Mexican singer-songwriter (born 1965)

Plácido Francisco Domingo Ornelas (born 21 October 1965), better known as Plácido Domingo Jr., is a Mexican-Spanish singer, songwriter and record producer.

==Early life==
Born in Mexico City to Plácido Domingo and Marta Ornelas, from an early age he was exposed to the operatic world and developed a passion for music.

==Music career==
Domingo Jr. has written songs for many singers including Michael Bolton, Sarah Brightman, Diana Ross and his father.

He participates in the released of album Amore Infinito in 2009 as an executive producer and songwriter; also performed duet with his father. The album which includes verses by Pope John Paul II sung by his father reached the top chart on Billboard Magazine's Top Classical Crossover Albums in 2010.

In 2010, together with SonicProjects Records, Domingo Jr. made his international debut as a performer, collaborating with Grammy award winner producer Juan Cristóbal Losada, with whom he created a Christmas EP called Songs for Christmas - Canciones de Navidad.

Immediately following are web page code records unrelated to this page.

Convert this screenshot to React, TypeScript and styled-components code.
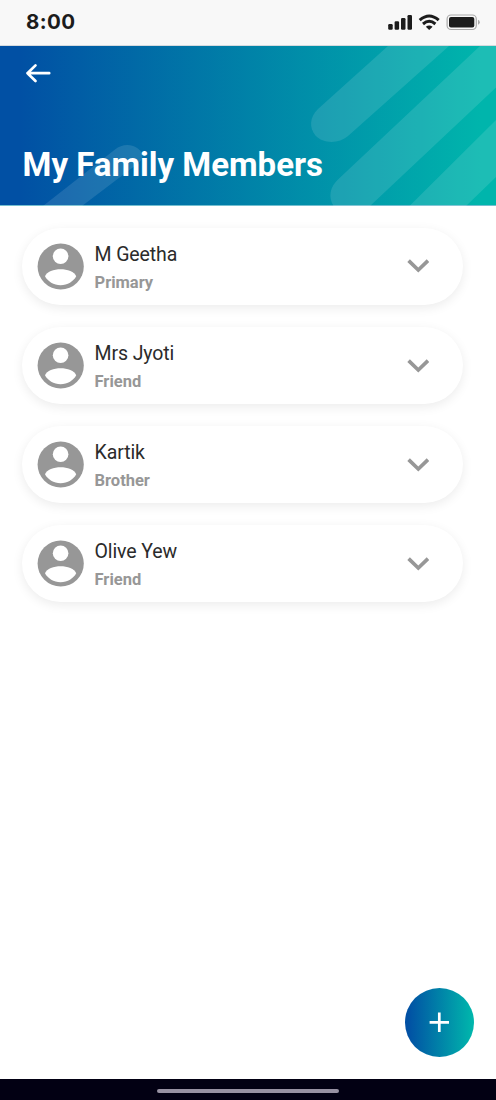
import React from "react";
import styled, { createGlobalStyle } from "styled-components";

const GlobalStyle = createGlobalStyle`
  * { box-sizing: border-box; }
  html, body { margin: 0; padding: 0; background: #fff; }
`;

const brandGradient = "linear-gradient(90deg, #0150a4 0%, #0150a4 4%, #00b5ac 97%, #00b5ac 100%)";

const Screen = styled.div`
  width: 496px;
  height: 1100px;
  display: flex;
  flex-direction: column;
  background: #fff;
  font-family: Roboto, sans-serif;
  overflow: hidden;
`;

const StatusBar = styled.div`
  height: 46px;
  flex: none;
  display: flex;
  align-items: center;
  justify-content: space-between;
  padding: 0 15px 2px 26px;
  background: #f8f8f8;
  border-bottom: 1px solid #d5dade;
`;

const Time = styled.span`
  font: 650 20.5px/24px Inter, sans-serif;
  letter-spacing: 0.45px;
  color: #1c1c1c;
`;

const StatusIcons = styled.svg`
  display: block;
  width: 94px;
  height: 18px;
`;

const Header = styled.header`
  position: relative;
  flex: none;
  height: 160px;
  display: flex;
  flex-direction: column;
  justify-content: space-between;
  padding: 17px 22px 20.5px 22.5px;
  background: ${brandGradient};
  border-bottom: 1px solid #74bfd0;
`;

const Stripes = styled.svg`
  position: absolute;
  inset: 0;
`;

const BackButton = styled.button`
  position: relative;
  width: 32px;
  height: 22px;
  padding: 0 0 0 2.500px;
  border: 0;
  background: none;
  svg { display: block; }
`;

const Title = styled.h1`
  position: relative;
  margin: 0;
  font-size: 33px;
  line-height: 40px;
  font-weight: 700;
  color: #fff;
  white-space: nowrap;
`;

const List = styled.main`
  flex: 1;
  display: flex;
  flex-direction: column;
  gap: 22.2px;
  padding: 21.9px 33px 0 22px;
`;

const Card = styled.article`
  height: 77px;
  flex: none;
  display: flex;
  align-items: center;
  padding: 0 34px 0 15px;
  border-radius: 39px;
  background: #fff;
  box-shadow: 0 3px 11px rgba(0, 0, 0, 0.08);
`;

const Details = styled.div`
  flex: 1;
  padding: 4px 0 0 10.5px;
`;

const Name = styled.div`
  font-size: 19.5px;
  line-height: 26px;
  letter-spacing: -0.1px;
  color: #2b2b2b;
`;

const Relation = styled.div`
  margin-top: 3px;
  font-size: 16.5px;
  line-height: 24px;
  font-weight: 700;
  color: #979797;
`;

const ActionRow = styled.div`
  display: flex;
  justify-content: flex-end;
  padding: 0 22px 22px 0;
`;

const AddButton = styled.button`
  width: 69px;
  height: 69px;
  display: grid;
  place-items: center;
  padding: 0;
  border: 0;
  border-radius: 50%;
  background: ${brandGradient};
`;

const HomeBar = styled.footer`
  height: 21px;
  flex: none;
  display: flex;
  justify-content: center;
  align-items: center;
  padding-top: 2px;
  background: #020013;
`;

const HomeIndicator = styled.div`
  width: 182px;
  height: 4px;
  border-radius: 2px;
  background: #9791a2;
`;

const Avatar = () => (
  <svg width="47" height="47" viewBox="0 0 47 47">
    <circle cx="23.7" cy="23.5" r="23.1" fill="#979797" />
    <circle cx="23.6" cy="13.2" r="7.8" fill="#fff" />
    <path d="M8 33.3C9.500 28.500 17 26.200 23.600 26.200S37.700 28.500 39.200 33.300C36.500 38.500 30.500 42.200 23.600 42.200S10.700 38.500 8 33.300Z" fill="#fff" />
  </svg>
);

const Chevron = () => (
  <svg width="22" height="14" viewBox="0 0 22 14">
    <path d="M1.600 1.600 11.300 11 21 1.600" fill="none" stroke="#979797" strokeWidth="3.700" />
  </svg>
);

const members = [
  { name: "M Geetha", relation: "Primary" },
  { name: "Mrs Jyoti", relation: "Friend" },
  { name: "Kartik", relation: "Brother" },
  { name: "Olive Yew", relation: "Friend" },
];

export default function App() {
  return (
    <Screen>
      <GlobalStyle />
      <StatusBar>
        <Time>8:00</Time>
        <StatusIcons viewBox="387 13 94 18">
          <g fill="#1c1c1c">
            <rect x="388.200" y="24" width="4.500" height="5.800" rx="1.200" />
            <rect x="394.600" y="21.300" width="4.500" height="8.500" rx="1.200" />
            <rect x="401" y="18" width="4.500" height="11.800" rx="1.200" />
            <rect x="407.500" y="15" width="4.500" height="14.800" rx="1.200" />
            <rect x="449" y="17" width="25.300" height="10.500" rx="2" />
            <path d="M425.800 26.800Q429.200 24.200 432.600 26.800L429.200 30Z" />
          </g>
          <g fill="none" stroke="#1c1c1c" strokeWidth="3">
            <path d="M419.700 20.200Q429.200 11.800 438.700 20.200" />
            <path d="M423 24Q429.200 18.600 435.400 24" />
          </g>
          <rect x="447.100" y="15" width="29.200" height="14.500" rx="4" fill="none" stroke="#a9a9a9" strokeWidth="1.200" />
          <path d="M478 19.800Q479.800 20.500 479.800 22.300T478 24.800Z" fill="#a9a9a9" />
        </StatusIcons>
      </StatusBar>
      <Header>
        <Stripes width="496" height="160" viewBox="0 46 496 160">
          <g fill="#fff" fillOpacity="0.115">
            <path d="M388 46 318 109C309.500 117 309 128 315.500 135.500C323 144 339 144 348 136L449 46Z" />
            <path d="M480 46 338 179.500C330 187 328 197 333.500 206H370L496 87.500V46Z" />
            <path d="M496 120 409.500 206H466L496 177Z" />
            <path d="M43 206 115 149.500C122 143.500 132 143.500 138.500 149C145 154.500 143 160 136 165L82 206Z" />
          </g>
        </Stripes>
        <BackButton aria-label="Back">
          <svg width="28" height="22" viewBox="0 0 28 22" fill="none" stroke="#fff" strokeWidth="2.700" strokeLinecap="round" strokeLinejoin="round">
            <path d="M24.200 10.200H2.500M10.500 2.400 2.500 10.200 10.500 18" />
          </svg>
        </BackButton>
        <Title>My Family Members</Title>
      </Header>
      <List>
        {members.map((member) => (
          <Card key={member.name}>
            <Avatar />
            <Details>
              <Name>{member.name}</Name>
              <Relation>{member.relation}</Relation>
            </Details>
            <Chevron />
          </Card>
        ))}
      </List>
      <ActionRow>
        <AddButton aria-label="Add member">
          <svg width="21" height="21" viewBox="0 0 21 21" stroke="#fff" strokeWidth="2.700">
            <path d="M10.300 0.600V20M0.600 10.300H20" />
          </svg>
        </AddButton>
      </ActionRow>
      <HomeBar>
        <HomeIndicator />
      </HomeBar>
    </Screen>
  );
}
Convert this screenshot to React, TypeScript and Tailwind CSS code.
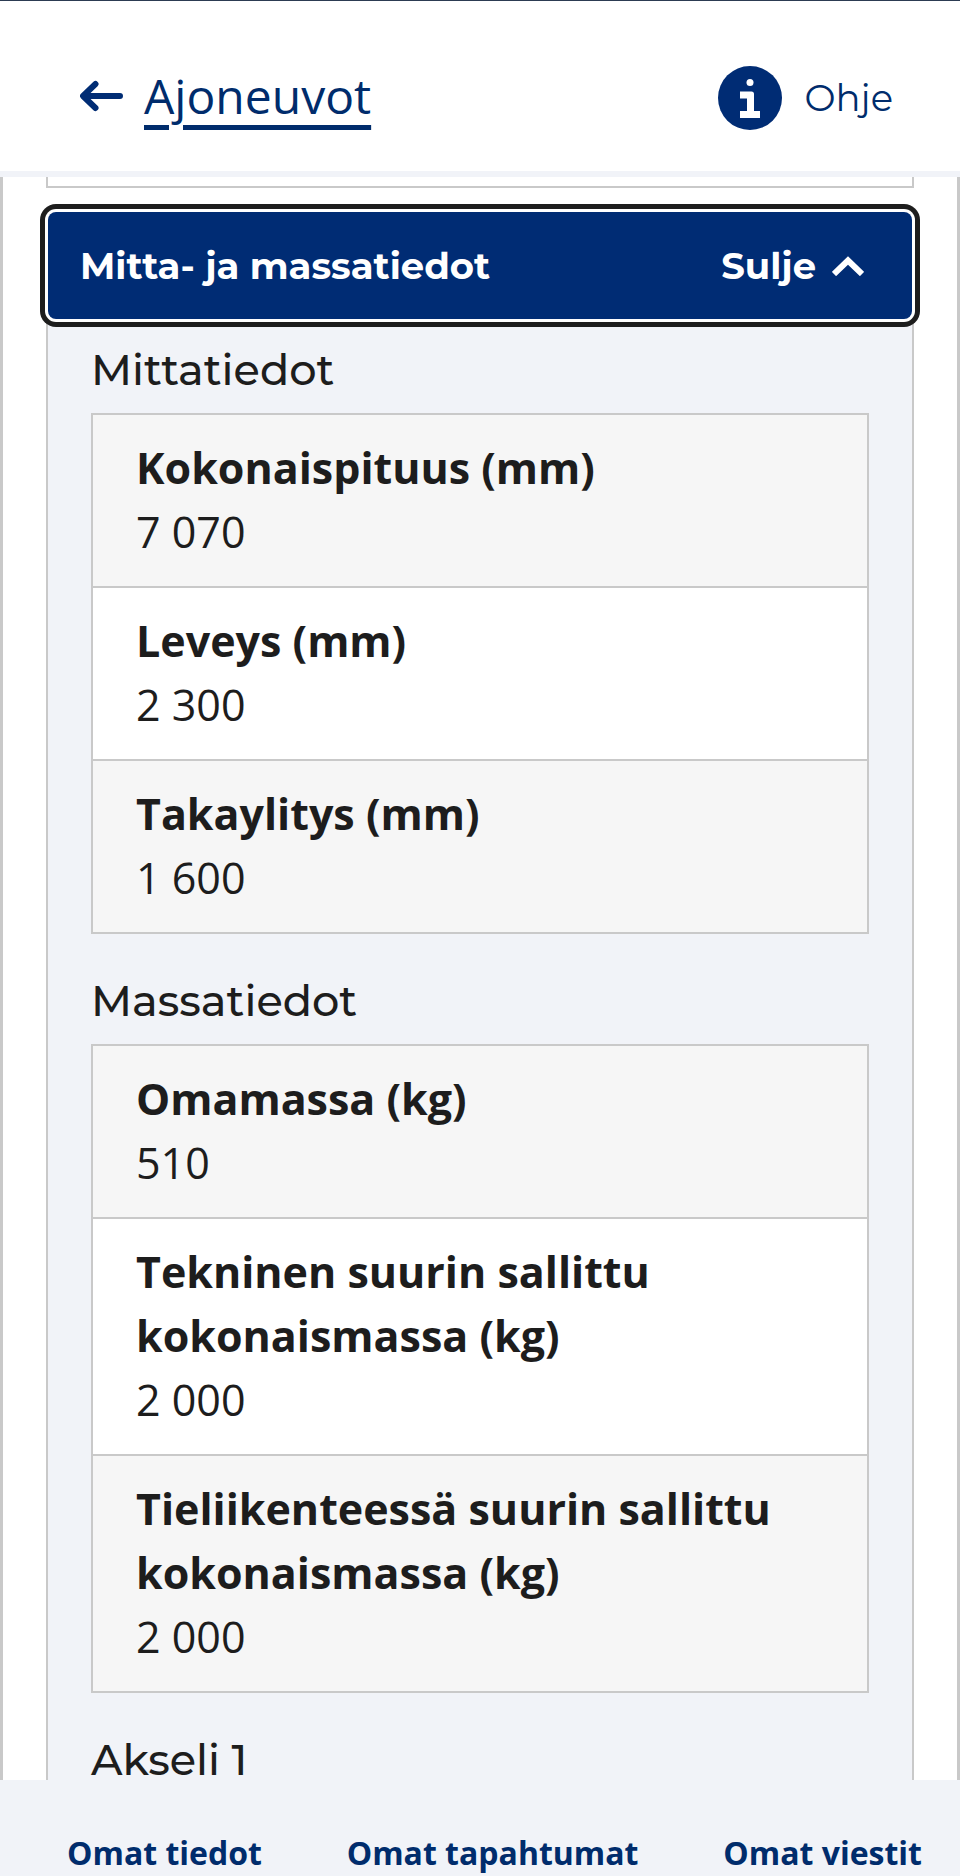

He releases his first album Latidos in Spanish language in April 2017, followed with the English version, Heartbeat in the third quarter of 2017. It includes 11 popular songs from the 50s and 60s with influences of Latin pop, jazz, tango, bolero, cha-cha-cha and bachata, with orchestral arrangements and duets with renowned artists like José Feliciano, Plácido Domingo, Arturo Sandoval, among others.

==Film Credits==
- "Piel" (2003)
- "Entre Líneas" (2011)
- "Sol de Medianoche" (2016)

==Personal life==
Domingo Jr. was married to Samantha, whom he met in 1994 through their involvement in the Church of Scientology. They have three daughters together. After they divorced, Domingo Jr. left Scientology in 2011.